Population (June 2025)
- • Total: 940
- • Density: 2,100/km^{2} (5,500/sq mi)
- Postcode(s): 0794, 0932, 0992

= Stillwater, Auckland =

Stillwater is a village in the northern end of Auckland in the North Island of New Zealand. Situated on the Weiti River immediately south of the Whangaparāoa Peninsula in the Rodney District, it is part of the area known as the Hibiscus Coast.

==History==

In the 1850s, century Silverdale (then known as The Wade) was established as a port for transporting kauri logs to Auckland. Stillwater was also used as a secondary landing to transport logs, kauri gum and later fruit produce from orchards established on cleared land at Stillwater, Silverdale and Dairy Flat. As there was no roading sea was the only form of transport available. The last shipment of kauri gum to leave Stillwater was in 1890. The pack horse tracks from Dairy Flat are still clearly visible on the Weiti Station property. The earliest European name for the area was Five Fingers, in reference to the many sandspits found along the Weiti River.

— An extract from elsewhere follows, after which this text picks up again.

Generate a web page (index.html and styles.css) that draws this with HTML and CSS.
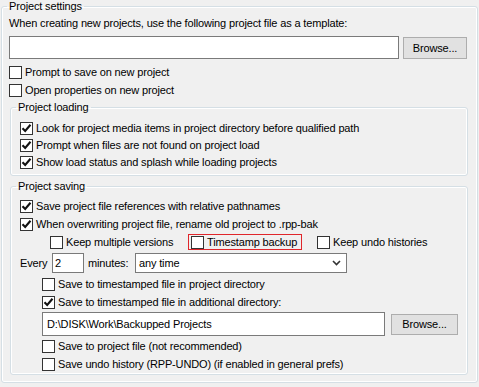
FILE: index.html
```html
<!DOCTYPE html>
<html lang="en">

<head>
    <meta charset="UTF-8">
    <title>Project settings</title>
    <link rel="stylesheet" href="styles.css">
</head>

<body>
    <fieldset class="group outer">
        <legend>Project settings</legend>

        <div class="text-row">When creating new projects, use the following project file as a template:</div>
        <div class="file-row">
            <div class="textbox template"></div>
            <button type="button" class="btn browse-top">Browse...</button>
        </div>
        <label class="check row"><span class="box"></span>Prompt to save on new project</label>
        <label class="check row"><span class="box"></span>Open properties on new project</label>

        <fieldset class="group loading">
            <legend>Project loading</legend>
            <label class="check row-s"><span class="box on"></span>Look for project media items in project directory before qualified path</label>
            <label class="check row-s"><span class="box on"></span>Prompt when files are not found on project load</label>
            <label class="check row-s"><span class="box on"></span>Show load status and splash while loading projects</label>
        </fieldset>

        <fieldset class="group saving">
            <legend>Project saving</legend>
            <label class="check row"><span class="box on"></span>Save project file references with relative pathnames</label>
            <label class="check row"><span class="box on"></span>When overwriting project file, rename old project to .rpp-bak</label>
            <div class="row bak-options">
                <label class="check multi"><span class="box"></span>Keep multiple versions</label>
                <label class="check stamp"><span class="box"></span>Timestamp backup</label>
                <label class="check undo"><span class="box"></span>Keep undo histories</label>
            </div>
            <div class="every-row">
                <span class="every">Every</span>
                <div class="textbox minutes">2</div>
                <span class="every-unit">minutes:</span>
                <div class="select">
                    <span>any time</span>
                    <svg width="9" height="6" viewBox="0 0 9 6"><path d="M1 1 L4.5 4.5 L8 1" fill="none" stroke="#333" stroke-width="1.6"/></svg>
                </div>
            </div>
            <label class="check row sub"><span class="box"></span>Save to timestamped file in project directory</label>
            <label class="check row sub"><span class="box on"></span>Save to timestamped file in additional directory:</label>
            <div class="path-row">
                <div class="textbox path">D:\DISK\Work\Backupped Projects</div>
                <button type="button" class="btn browse-path">Browse...</button>
            </div>
            <label class="check row sub"><span class="box"></span>Save to project file (not recommended)</label>
            <label class="check row sub"><span class="box"></span>Save undo history (RPP-UNDO) (if enabled in general prefs)</label>
        </fieldset>
    </fieldset>

    <script>
        // tick marks for checked boxes
        document.querySelectorAll('.box.on').forEach((box) => {
            box.innerHTML = '<svg width="11" height="11" viewBox="0 0 11 11"><path d="M1.5 5.2 L4.2 8 L9.5 1.8" fill="none" stroke="#111" stroke-width="2.1"/></svg>';
        });
    </script>
</body>

</html>
```

FILE: styles.css
```css
* {
    box-sizing: border-box;
}

body {
    margin: 0;
    width: 479px;
    height: 387px;
    background-color: #f0f0f0;
    color: #000;
    font-family: "Liberation Sans", Arial, sans-serif;
    font-size: 11px;
    line-height: 13px;
    letter-spacing: -0.15px;
    overflow: hidden;
}

.group {
    margin: 0;
    border: 1px solid #d5dfe5;
    border-radius: 3px;
    box-shadow: inset 0 0 0 1px #fff;
    min-width: 0;
}

.group legend {
    padding: 0 2px;
    line-height: 13px;
}

.outer {
    margin: 0 1px;
    padding: 4px 9px 7px 7px;
}

.outer > legend {
    margin-left: -2px;
}

.loading,
.saving {
    margin-left: 1px;
    padding: 6px 4px 4px 9px;
}

.loading > legend,
.saving > legend {
    margin-left: -4px;
}

.loading {
    margin-top: 2px;
}

.saving {
    margin-top: 4px;
    padding-top: 4px;
    padding-bottom: 1px;
}

.text-row {
    height: 13px;
    white-space: nowrap;
}

.file-row {
    display: flex;
    align-items: center;
    margin-top: 6px;
    height: 23px;
}

.textbox {
    background-color: #fff;
    border: 1px solid #7a7a7a;
    display: flex;
    align-items: center;
    padding-left: 3px;
    white-space: nowrap;
}

.template {
    width: 390px;
    height: 23px;
}

.btn {
    font-family: inherit;
    font-size: 11px;
    letter-spacing: inherit;
    color: #000;
    background-color: #e1e1e1;
    border: 1px solid #adadad;
    border-radius: 0;
    padding: 0;
}

.browse-top {
    width: 64px;
    height: 22px;
    margin-left: 4px;
}

.check {
    display: flex;
    align-items: center;
    white-space: nowrap;
}

.box {
    width: 13px;
    height: 13px;
    flex-shrink: 0;
    border: 1px solid #333;
    background-color: #fff;
    margin-right: 3px;
    display: flex;
    align-items: center;
    justify-content: center;
}

.row {
    height: 18px;
}

.outer > .row:first-of-type {
    margin-top: 4px;
}

.row-s {
    height: 17px;
}

.bak-options {
    display: flex;
    align-items: center;
    padding-left: 30px;
}

.multi {
    width: 138px;
}

.stamp {
    width: 114px;
    height: 16px;
    border: 1px solid #e0262b;
    padding-left: 2px;
}

.undo {
    margin-left: 15px;
}

.every-row {
    display: flex;
    align-items: center;
    height: 24px;
}

.every {
    width: 32px;
}

.minutes {
    width: 32px;
    height: 20px;
    padding-left: 2px;
}

.every-unit {
    margin-left: 4px;
    width: 47px;
}

.select {
    width: 212px;
    height: 20px;
    background-color: #fff;
    border: 1px solid #7a7a7a;
    display: flex;
    align-items: center;
    justify-content: space-between;
    padding: 0 5px 0 3px;
}

.sub {
    padding-left: 22px;
}

.path-row {
    display: flex;
    align-items: center;
    height: 26px;
    padding-left: 22px;
}

.path {
    width: 343px;
    height: 24px;
    padding-left: 4px;
}

.browse-path {
    width: 67px;
    height: 21px;
    margin-left: 6px;
}
```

The earliest settler in the Stillwater area was Ranulph Dacre, who began timber felling in 1848. Dacre was followed by Andrew Weatherspoon Thorburn and his family in 1852. Part of his original holding is now a reserve and memorial park bequeathed on their farm. Several houses were built on the river's edge in the early days as more land was cleared and made available for farming. Some live stock was introduced, but fruit from orchards seemed to be the major produce transported to Auckland from Stillwater.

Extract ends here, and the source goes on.